— What you have to do —
Render the material again word for word, skipping the pictures in it.

▬▬▬▬▬▬

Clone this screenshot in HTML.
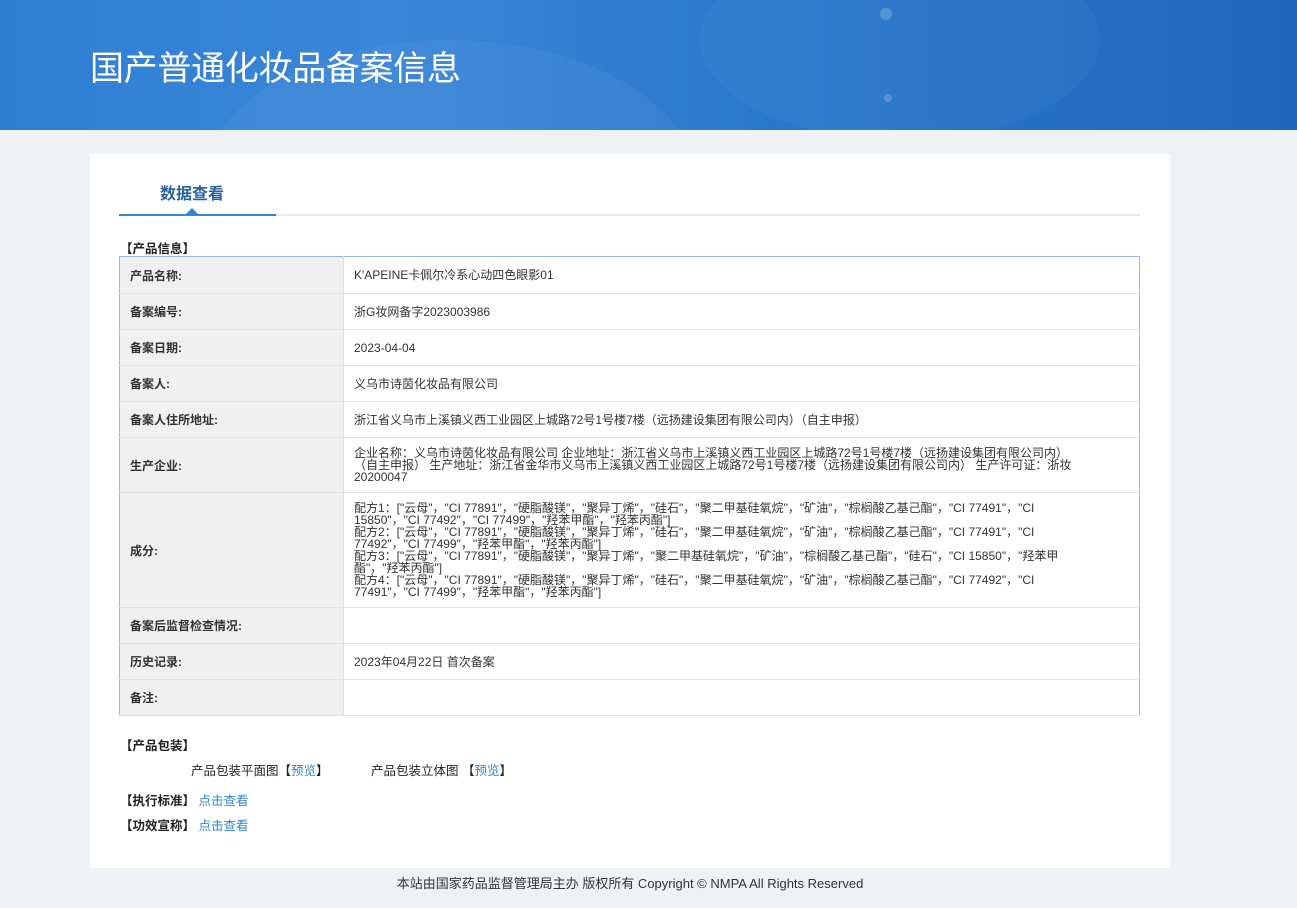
<!DOCTYPE html>
<html><head><meta charset="utf-8"><style>
*{margin:0;padding:0;box-sizing:border-box}
body{width:1297px;height:908px;background:#eef2f5;font-family:"Liberation Sans","Noto Sans CJK SC",sans-serif;color:#333;font-size:12.5px;position:relative;overflow:hidden}
.hdr{position:absolute;left:0;top:0;width:1297px;height:130px;background:linear-gradient(90deg,#2f7fd4 0%,#3a86d8 30%,#2a78cc 60%,#1f68bd 100%);overflow:hidden}
.hdr h1{position:absolute;left:90px;top:41px;color:#fff;font-size:34px;font-weight:normal;font-family:"Noto Sans CJK SC",sans-serif;letter-spacing:-0.3px}
.c1{position:absolute;border-radius:50%;background:rgba(255,255,255,0.05)}
.panel{position:absolute;left:90px;top:154px;width:1080px;height:714px;background:#fff}
.tab{position:absolute;left:70px;top:26px;font-size:16px;font-weight:bold;color:#2a5fa0}
.line{position:absolute;left:29px;top:60px;width:1021px;height:2px;background:#e6e9ee}
.line2{position:absolute;left:29px;top:60px;width:157px;height:2px;background:#2e86d6}
.tri{position:absolute;left:96px;top:54px;width:0;height:0;border-left:6px solid transparent;border-right:6px solid transparent;border-bottom:6px solid #2e86d6}
.sec{position:absolute;font-weight:bold;color:#222;font-size:12.5px}
table{position:absolute;left:29px;top:102px;width:1021px;border-collapse:collapse;border:1px solid #9bb8e6}
td{border-bottom:1px solid #e2e2e2;font-size:12px;vertical-align:middle}
td.l{width:224px;background:#f0f0f0;padding-left:10px;font-weight:bold;color:#333;border-right:1px solid #e2e2e2}
td.v{padding:0 52px 0 10px;line-height:12px;color:#333}
a{color:#2e86d6;text-decoration:none}
.foot{position:absolute;top:873px;left:0;width:1260px;text-align:center;font-size:13px;color:#333}
</style></head><body>
<div class="hdr">
<div class="c1" style="left:200px;top:40px;width:500px;height:300px;background:rgba(120,170,230,0.12)"></div>
<div class="c1" style="left:700px;top:-60px;width:400px;height:200px;background:rgba(255,255,255,0.03)"></div>
<div class="c1" style="left:880px;top:8px;width:12px;height:12px;background:rgba(255,255,255,0.2)"></div>
<div class="c1" style="left:884px;top:94px;width:8px;height:8px;background:rgba(255,255,255,0.2)"></div>
<h1>国产普通化妆品备案信息</h1>
</div>
<div class="panel">
<div class="tab">数据查看</div>
<div class="line"></div><div class="line2"></div><div class="tri"></div>
<div class="sec" style="left:30px;top:84px">【产品信息】</div>
<table>
<tr style="height:37px"><td class="l">产品名称:</td><td class="v">K'APEINE卡佩尔冷系心动四色眼影01</td></tr>
<tr style="height:36px"><td class="l">备案编号:</td><td class="v">浙G妆网备字2023003986</td></tr>
<tr style="height:36px"><td class="l">备案日期:</td><td class="v">2023-04-04</td></tr>
<tr style="height:36px"><td class="l">备案人:</td><td class="v">义乌市诗茵化妆品有限公司</td></tr>
<tr style="height:36px"><td class="l">备案人住所地址:</td><td class="v">浙江省义乌市上溪镇义西工业园区上城路72号1号楼7楼（远扬建设集团有限公司内）（自主申报）</td></tr>
<tr style="height:55px"><td class="l">生产企业:</td><td class="v">企业名称：义乌市诗茵化妆品有限公司 企业地址：浙江省义乌市上溪镇义西工业园区上城路72号1号楼7楼（远扬建设集团有限公司内）<br>（自主申报） 生产地址：浙江省金华市义乌市上溪镇义西工业园区上城路72号1号楼7楼（远扬建设集团有限公司内） 生产许可证：浙妆<br>20200047</td></tr>
<tr style="height:115px"><td class="l">成分:</td><td class="v">配方1：["云母"，"CI 77891"，"硬脂酸镁"，"聚异丁烯"，"硅石"，"聚二甲基硅氧烷"，"矿油"，"棕榈酸乙基己酯"，"CI 77491"，"CI<br>15850"，"CI 77492"，"CI 77499"，"羟苯甲酯"，"羟苯丙酯"]<br>配方2：["云母"，"CI 77891"，"硬脂酸镁"，"聚异丁烯"，"硅石"，"聚二甲基硅氧烷"，"矿油"，"棕榈酸乙基己酯"，"CI 77491"，"CI<br>77492"，"CI 77499"，"羟苯甲酯"，"羟苯丙酯"]<br>配方3：["云母"，"CI 77891"，"硬脂酸镁"，"聚异丁烯"，"聚二甲基硅氧烷"，"矿油"，"棕榈酸乙基己酯"，"硅石"，"CI 15850"，"羟苯甲<br>酯"，"羟苯丙酯"]<br>配方4：["云母"，"CI 77891"，"硬脂酸镁"，"聚异丁烯"，"硅石"，"聚二甲基硅氧烷"，"矿油"，"棕榈酸乙基己酯"，"CI 77492"，"CI<br>77491"，"CI 77499"，"羟苯甲酯"，"羟苯丙酯"]</td></tr>
<tr style="height:36px"><td class="l">备案后监督检查情况:</td><td class="v"></td></tr>
<tr style="height:36px"><td class="l">历史记录:</td><td class="v">2023年04月22日 首次备案</td></tr>
<tr style="height:36px"><td class="l">备注:</td><td class="v"></td></tr>
</table>
<div class="sec" style="left:30px;top:581px">【产品包装】</div>
<div style="position:absolute;left:101px;top:606px;color:#222">产品包装平面图【<a>预览</a>】</div>
<div style="position:absolute;left:281px;top:606px;color:#222">产品包装立体图 【<a>预览</a>】</div>
<div class="sec" style="left:30px;top:636px">【执行标准】 <a style="font-weight:normal">点击查看</a></div>
<div class="sec" style="left:30px;top:661px">【功效宣称】 <a style="font-weight:normal">点击查看</a></div>
</div>
<div class="foot">本站由国家药品监督管理局主办 版权所有 Copyright © NMPA All Rights Reserved</div>
</body></html>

▬▬▬▬▬▬

— Task answer —
Clone this screenshot in HTML.
<!DOCTYPE html>
<html><head><meta charset="utf-8"><style>
*{margin:0;padding:0;box-sizing:border-box}
body{width:1297px;height:908px;background:#eef2f5;font-family:"Liberation Sans","Noto Sans CJK SC",sans-serif;color:#333;font-size:12.5px;position:relative;overflow:hidden}
.hdr{position:absolute;left:0;top:0;width:1297px;height:130px;background:linear-gradient(90deg,#2f7fd4 0%,#3a86d8 30%,#2a78cc 60%,#1f68bd 100%);overflow:hidden}
.hdr h1{position:absolute;left:90px;top:41px;color:#fff;font-size:34px;font-weight:normal;font-family:"Noto Sans CJK SC",sans-serif;letter-spacing:-0.3px}
.c1{position:absolute;border-radius:50%;background:rgba(255,255,255,0.05)}
.panel{position:absolute;left:90px;top:154px;width:1080px;height:714px;background:#fff}
.tab{position:absolute;left:70px;top:26px;font-size:16px;font-weight:bold;color:#2a5fa0}
.line{position:absolute;left:29px;top:60px;width:1021px;height:2px;background:#e6e9ee}
.line2{position:absolute;left:29px;top:60px;width:157px;height:2px;background:#2e86d6}
.tri{position:absolute;left:96px;top:54px;width:0;height:0;border-left:6px solid transparent;border-right:6px solid transparent;border-bottom:6px solid #2e86d6}
.sec{position:absolute;font-weight:bold;color:#222;font-size:12.5px}
table{position:absolute;left:29px;top:102px;width:1021px;border-collapse:collapse;border:1px solid #9bb8e6}
td{border-bottom:1px solid #e2e2e2;font-size:12px;vertical-align:middle}
td.l{width:224px;background:#f0f0f0;padding-left:10px;font-weight:bold;color:#333;border-right:1px solid #e2e2e2}
td.v{padding:0 52px 0 10px;line-height:12px;color:#333}
a{color:#2e86d6;text-decoration:none}
.foot{position:absolute;top:873px;left:0;width:1260px;text-align:center;font-size:13px;color:#333}
</style></head><body>
<div class="hdr">
<div class="c1" style="left:200px;top:40px;width:500px;height:300px;background:rgba(120,170,230,0.12)"></div>
<div class="c1" style="left:700px;top:-60px;width:400px;height:200px;background:rgba(255,255,255,0.03)"></div>
<div class="c1" style="left:880px;top:8px;width:12px;height:12px;background:rgba(255,255,255,0.2)"></div>
<div class="c1" style="left:884px;top:94px;width:8px;height:8px;background:rgba(255,255,255,0.2)"></div>
<h1>国产普通化妆品备案信息</h1>
</div>
<div class="panel">
<div class="tab">数据查看</div>
<div class="line"></div><div class="line2"></div><div class="tri"></div>
<div class="sec" style="left:30px;top:84px">【产品信息】</div>
<table>
<tr style="height:37px"><td class="l">产品名称:</td><td class="v">K'APEINE卡佩尔冷系心动四色眼影01</td></tr>
<tr style="height:36px"><td class="l">备案编号:</td><td class="v">浙G妆网备字2023003986</td></tr>
<tr style="height:36px"><td class="l">备案日期:</td><td class="v">2023-04-04</td></tr>
<tr style="height:36px"><td class="l">备案人:</td><td class="v">义乌市诗茵化妆品有限公司</td></tr>
<tr style="height:36px"><td class="l">备案人住所地址:</td><td class="v">浙江省义乌市上溪镇义西工业园区上城路72号1号楼7楼（远扬建设集团有限公司内）（自主申报）</td></tr>
<tr style="height:55px"><td class="l">生产企业:</td><td class="v">企业名称：义乌市诗茵化妆品有限公司 企业地址：浙江省义乌市上溪镇义西工业园区上城路72号1号楼7楼（远扬建设集团有限公司内）<br>（自主申报） 生产地址：浙江省金华市义乌市上溪镇义西工业园区上城路72号1号楼7楼（远扬建设集团有限公司内） 生产许可证：浙妆<br>20200047</td></tr>
<tr style="height:115px"><td class="l">成分:</td><td class="v">配方1：["云母"，"CI 77891"，"硬脂酸镁"，"聚异丁烯"，"硅石"，"聚二甲基硅氧烷"，"矿油"，"棕榈酸乙基己酯"，"CI 77491"，"CI<br>15850"，"CI 77492"，"CI 77499"，"羟苯甲酯"，"羟苯丙酯"]<br>配方2：["云母"，"CI 77891"，"硬脂酸镁"，"聚异丁烯"，"硅石"，"聚二甲基硅氧烷"，"矿油"，"棕榈酸乙基己酯"，"CI 77491"，"CI<br>77492"，"CI 77499"，"羟苯甲酯"，"羟苯丙酯"]<br>配方3：["云母"，"CI 77891"，"硬脂酸镁"，"聚异丁烯"，"聚二甲基硅氧烷"，"矿油"，"棕榈酸乙基己酯"，"硅石"，"CI 15850"，"羟苯甲<br>酯"，"羟苯丙酯"]<br>配方4：["云母"，"CI 77891"，"硬脂酸镁"，"聚异丁烯"，"硅石"，"聚二甲基硅氧烷"，"矿油"，"棕榈酸乙基己酯"，"CI 77492"，"CI<br>77491"，"CI 77499"，"羟苯甲酯"，"羟苯丙酯"]</td></tr>
<tr style="height:36px"><td class="l">备案后监督检查情况:</td><td class="v"></td></tr>
<tr style="height:36px"><td class="l">历史记录:</td><td class="v">2023年04月22日 首次备案</td></tr>
<tr style="height:36px"><td class="l">备注:</td><td class="v"></td></tr>
</table>
<div class="sec" style="left:30px;top:581px">【产品包装】</div>
<div style="position:absolute;left:101px;top:606px;color:#222">产品包装平面图【<a>预览</a>】</div>
<div style="position:absolute;left:281px;top:606px;color:#222">产品包装立体图 【<a>预览</a>】</div>
<div class="sec" style="left:30px;top:636px">【执行标准】 <a style="font-weight:normal">点击查看</a></div>
<div class="sec" style="left:30px;top:661px">【功效宣称】 <a style="font-weight:normal">点击查看</a></div>
</div>
<div class="foot">本站由国家药品监督管理局主办 版权所有 Copyright © NMPA All Rights Reserved</div>
</body></html>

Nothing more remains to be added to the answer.